++++ EXTRACTED RECORDS

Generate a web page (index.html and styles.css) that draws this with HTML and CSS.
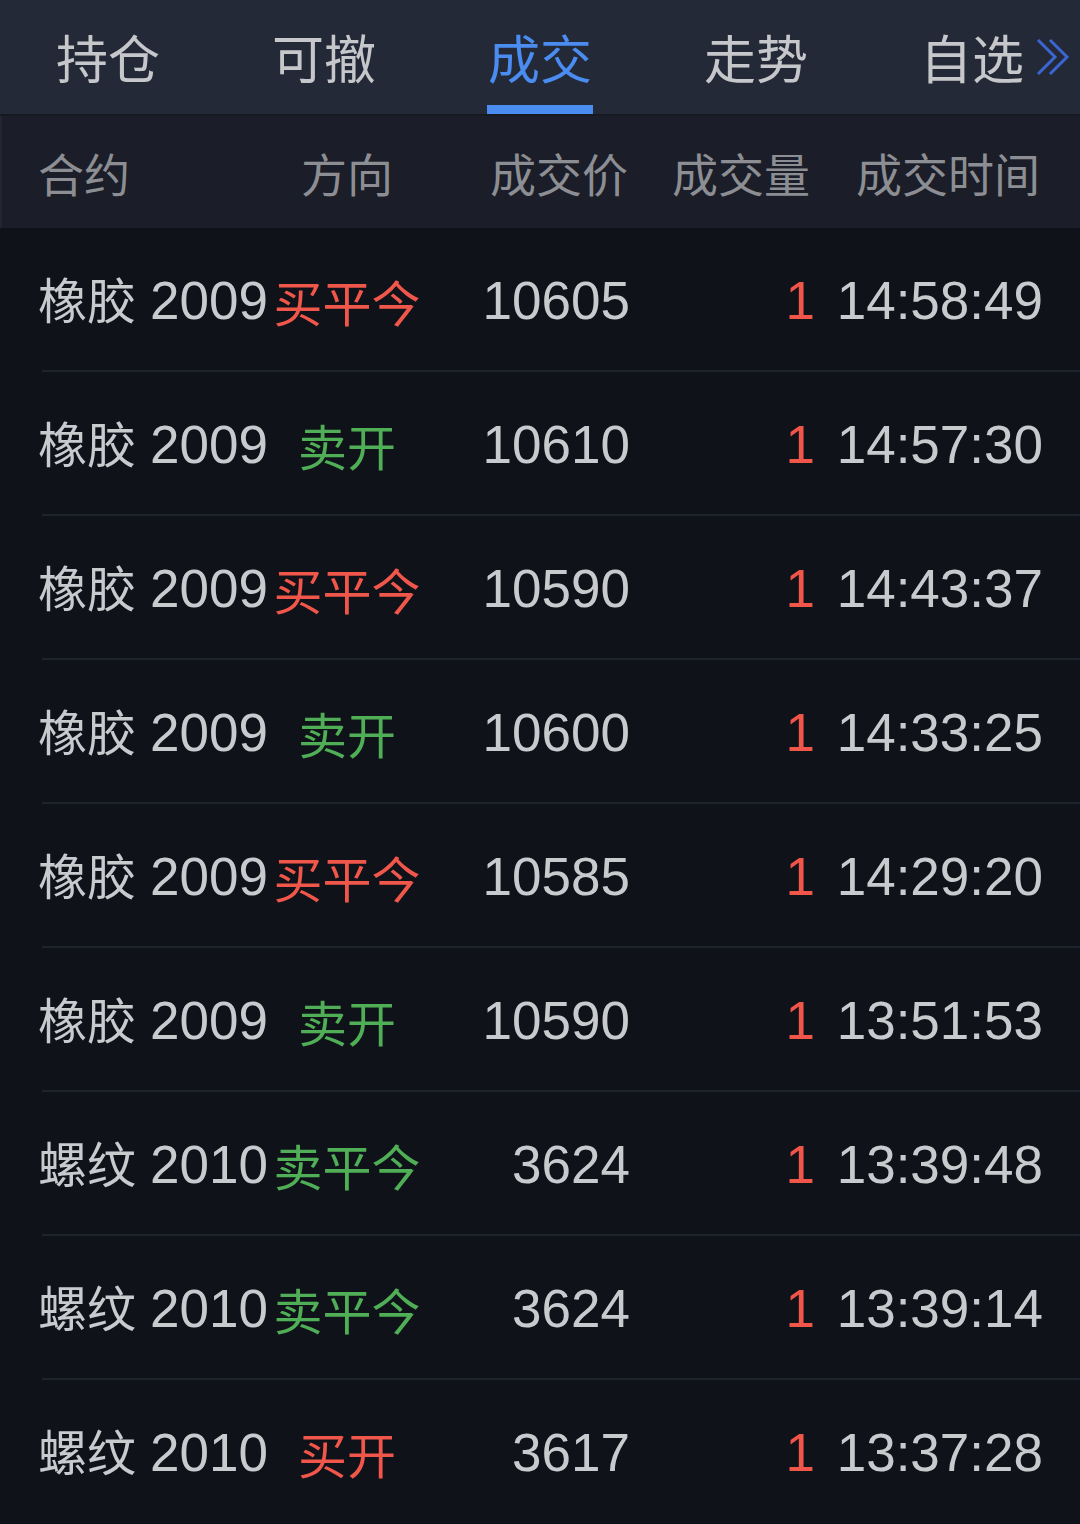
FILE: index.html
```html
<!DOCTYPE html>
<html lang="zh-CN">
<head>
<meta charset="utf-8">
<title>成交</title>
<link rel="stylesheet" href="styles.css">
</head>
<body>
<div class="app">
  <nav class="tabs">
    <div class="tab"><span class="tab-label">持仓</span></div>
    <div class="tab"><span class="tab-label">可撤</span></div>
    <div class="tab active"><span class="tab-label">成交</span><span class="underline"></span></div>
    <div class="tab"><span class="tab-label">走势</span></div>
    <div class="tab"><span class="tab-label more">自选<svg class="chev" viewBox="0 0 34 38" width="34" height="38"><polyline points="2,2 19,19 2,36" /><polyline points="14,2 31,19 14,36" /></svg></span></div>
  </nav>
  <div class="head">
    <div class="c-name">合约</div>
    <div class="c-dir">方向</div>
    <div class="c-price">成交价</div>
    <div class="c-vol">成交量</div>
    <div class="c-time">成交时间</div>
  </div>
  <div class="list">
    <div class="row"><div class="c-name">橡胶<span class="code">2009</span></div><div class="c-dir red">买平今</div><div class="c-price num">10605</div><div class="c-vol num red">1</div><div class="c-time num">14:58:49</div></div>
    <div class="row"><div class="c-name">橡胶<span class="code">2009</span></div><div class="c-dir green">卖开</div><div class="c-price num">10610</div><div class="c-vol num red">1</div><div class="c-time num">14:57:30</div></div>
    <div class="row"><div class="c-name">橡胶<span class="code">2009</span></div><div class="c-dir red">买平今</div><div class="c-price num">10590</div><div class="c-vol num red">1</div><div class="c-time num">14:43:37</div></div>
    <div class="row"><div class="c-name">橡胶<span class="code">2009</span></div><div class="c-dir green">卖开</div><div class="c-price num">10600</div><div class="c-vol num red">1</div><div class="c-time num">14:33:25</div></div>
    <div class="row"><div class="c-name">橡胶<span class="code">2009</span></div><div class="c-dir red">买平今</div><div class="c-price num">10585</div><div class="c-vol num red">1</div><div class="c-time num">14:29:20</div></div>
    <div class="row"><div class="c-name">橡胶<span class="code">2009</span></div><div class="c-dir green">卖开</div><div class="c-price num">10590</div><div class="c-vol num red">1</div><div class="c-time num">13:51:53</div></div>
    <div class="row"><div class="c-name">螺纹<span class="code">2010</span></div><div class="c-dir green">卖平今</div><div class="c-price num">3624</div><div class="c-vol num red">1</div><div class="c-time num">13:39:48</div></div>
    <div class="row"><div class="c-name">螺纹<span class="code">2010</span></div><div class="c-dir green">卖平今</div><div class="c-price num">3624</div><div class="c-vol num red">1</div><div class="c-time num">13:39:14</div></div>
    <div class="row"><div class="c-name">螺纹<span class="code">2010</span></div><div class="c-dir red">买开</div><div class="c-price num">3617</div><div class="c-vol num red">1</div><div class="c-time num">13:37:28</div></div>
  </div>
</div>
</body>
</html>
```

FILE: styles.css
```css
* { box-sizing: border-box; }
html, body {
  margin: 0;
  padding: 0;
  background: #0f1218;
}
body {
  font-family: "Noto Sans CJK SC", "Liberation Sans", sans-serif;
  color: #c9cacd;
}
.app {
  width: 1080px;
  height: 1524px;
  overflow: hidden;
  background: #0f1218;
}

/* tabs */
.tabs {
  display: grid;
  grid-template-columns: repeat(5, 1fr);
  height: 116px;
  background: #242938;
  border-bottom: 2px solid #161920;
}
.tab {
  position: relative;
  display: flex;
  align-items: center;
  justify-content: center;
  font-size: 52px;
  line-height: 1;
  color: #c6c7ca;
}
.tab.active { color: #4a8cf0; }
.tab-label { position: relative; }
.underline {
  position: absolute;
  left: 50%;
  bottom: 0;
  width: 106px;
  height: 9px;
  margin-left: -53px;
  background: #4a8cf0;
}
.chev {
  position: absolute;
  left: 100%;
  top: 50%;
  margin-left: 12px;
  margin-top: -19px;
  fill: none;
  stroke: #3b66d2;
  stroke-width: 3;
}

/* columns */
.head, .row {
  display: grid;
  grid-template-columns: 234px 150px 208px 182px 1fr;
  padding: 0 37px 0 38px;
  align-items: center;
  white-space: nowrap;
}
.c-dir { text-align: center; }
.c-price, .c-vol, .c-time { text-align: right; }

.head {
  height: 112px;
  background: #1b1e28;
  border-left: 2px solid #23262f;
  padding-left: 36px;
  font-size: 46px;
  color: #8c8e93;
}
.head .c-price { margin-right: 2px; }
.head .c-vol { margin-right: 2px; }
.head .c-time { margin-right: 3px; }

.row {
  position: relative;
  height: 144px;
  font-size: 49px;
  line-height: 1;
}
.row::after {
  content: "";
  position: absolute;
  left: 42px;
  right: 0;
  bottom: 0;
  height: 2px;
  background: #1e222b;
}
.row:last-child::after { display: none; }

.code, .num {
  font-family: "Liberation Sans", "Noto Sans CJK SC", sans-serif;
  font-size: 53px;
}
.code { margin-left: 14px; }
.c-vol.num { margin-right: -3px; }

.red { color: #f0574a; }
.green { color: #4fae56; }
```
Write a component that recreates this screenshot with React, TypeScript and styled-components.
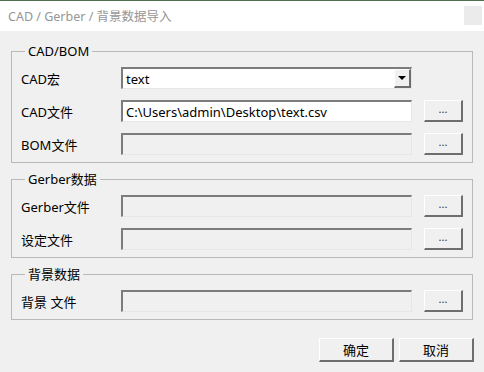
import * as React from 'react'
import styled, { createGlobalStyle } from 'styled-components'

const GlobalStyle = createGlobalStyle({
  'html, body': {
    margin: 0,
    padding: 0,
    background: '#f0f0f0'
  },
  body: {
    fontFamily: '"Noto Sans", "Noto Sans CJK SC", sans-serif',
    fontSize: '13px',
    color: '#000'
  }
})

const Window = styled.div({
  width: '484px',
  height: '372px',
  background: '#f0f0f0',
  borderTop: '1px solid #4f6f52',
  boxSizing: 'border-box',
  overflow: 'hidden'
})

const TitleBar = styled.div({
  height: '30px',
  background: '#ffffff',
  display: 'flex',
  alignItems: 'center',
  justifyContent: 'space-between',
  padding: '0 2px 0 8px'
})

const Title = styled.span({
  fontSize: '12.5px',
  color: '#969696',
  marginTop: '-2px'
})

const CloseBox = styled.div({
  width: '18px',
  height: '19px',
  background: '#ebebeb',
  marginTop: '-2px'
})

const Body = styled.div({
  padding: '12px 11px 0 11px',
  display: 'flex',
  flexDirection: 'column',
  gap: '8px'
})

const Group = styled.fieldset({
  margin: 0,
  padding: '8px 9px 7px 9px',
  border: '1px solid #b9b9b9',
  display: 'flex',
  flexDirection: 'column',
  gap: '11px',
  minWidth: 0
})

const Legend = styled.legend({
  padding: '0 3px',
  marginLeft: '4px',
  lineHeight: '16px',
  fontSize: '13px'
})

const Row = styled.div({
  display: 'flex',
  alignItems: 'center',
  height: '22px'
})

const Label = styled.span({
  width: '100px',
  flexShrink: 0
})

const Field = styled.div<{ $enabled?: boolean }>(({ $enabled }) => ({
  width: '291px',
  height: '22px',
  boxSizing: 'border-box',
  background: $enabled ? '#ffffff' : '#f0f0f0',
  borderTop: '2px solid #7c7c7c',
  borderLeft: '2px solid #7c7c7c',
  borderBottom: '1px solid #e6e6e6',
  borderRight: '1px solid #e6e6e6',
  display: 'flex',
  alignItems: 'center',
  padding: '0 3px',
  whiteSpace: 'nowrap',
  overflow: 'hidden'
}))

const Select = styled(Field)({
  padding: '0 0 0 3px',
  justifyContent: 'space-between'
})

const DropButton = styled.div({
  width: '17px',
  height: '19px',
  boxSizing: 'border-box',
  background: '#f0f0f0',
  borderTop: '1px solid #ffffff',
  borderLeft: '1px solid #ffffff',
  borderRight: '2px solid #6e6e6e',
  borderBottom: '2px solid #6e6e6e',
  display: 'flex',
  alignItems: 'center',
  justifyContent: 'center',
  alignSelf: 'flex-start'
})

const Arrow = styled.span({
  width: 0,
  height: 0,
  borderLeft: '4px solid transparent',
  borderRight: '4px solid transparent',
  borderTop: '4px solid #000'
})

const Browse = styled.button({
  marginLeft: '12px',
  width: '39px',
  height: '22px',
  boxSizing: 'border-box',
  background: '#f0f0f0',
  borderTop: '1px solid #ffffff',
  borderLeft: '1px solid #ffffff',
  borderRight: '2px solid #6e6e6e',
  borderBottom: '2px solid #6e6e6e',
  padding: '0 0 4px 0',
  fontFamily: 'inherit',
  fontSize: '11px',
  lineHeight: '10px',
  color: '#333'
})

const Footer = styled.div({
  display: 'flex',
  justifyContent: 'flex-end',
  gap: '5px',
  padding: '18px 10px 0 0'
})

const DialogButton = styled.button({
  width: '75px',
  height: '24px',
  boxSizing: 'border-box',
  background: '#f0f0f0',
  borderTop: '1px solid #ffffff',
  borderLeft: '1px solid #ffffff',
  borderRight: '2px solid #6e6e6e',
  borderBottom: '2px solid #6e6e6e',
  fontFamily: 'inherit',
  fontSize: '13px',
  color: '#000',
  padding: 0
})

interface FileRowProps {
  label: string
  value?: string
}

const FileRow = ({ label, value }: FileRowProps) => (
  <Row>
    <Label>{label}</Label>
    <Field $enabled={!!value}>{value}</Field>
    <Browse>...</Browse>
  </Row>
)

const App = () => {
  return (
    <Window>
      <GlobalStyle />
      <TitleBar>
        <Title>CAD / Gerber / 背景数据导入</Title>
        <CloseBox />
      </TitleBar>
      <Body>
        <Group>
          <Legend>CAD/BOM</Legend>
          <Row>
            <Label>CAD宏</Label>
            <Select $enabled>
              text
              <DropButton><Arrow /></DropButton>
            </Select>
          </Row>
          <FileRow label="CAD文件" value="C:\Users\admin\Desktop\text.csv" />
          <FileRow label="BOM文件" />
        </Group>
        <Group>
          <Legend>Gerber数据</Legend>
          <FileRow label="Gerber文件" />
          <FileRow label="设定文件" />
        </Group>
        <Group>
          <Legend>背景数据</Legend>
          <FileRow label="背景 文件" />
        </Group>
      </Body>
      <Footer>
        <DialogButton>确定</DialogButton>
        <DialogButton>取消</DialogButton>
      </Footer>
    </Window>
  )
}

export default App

++++++++

**WRITTEN EXERCISE:** Say how many lines in the records hold the string "this", and say nothing else.

**SOLUTION:** 2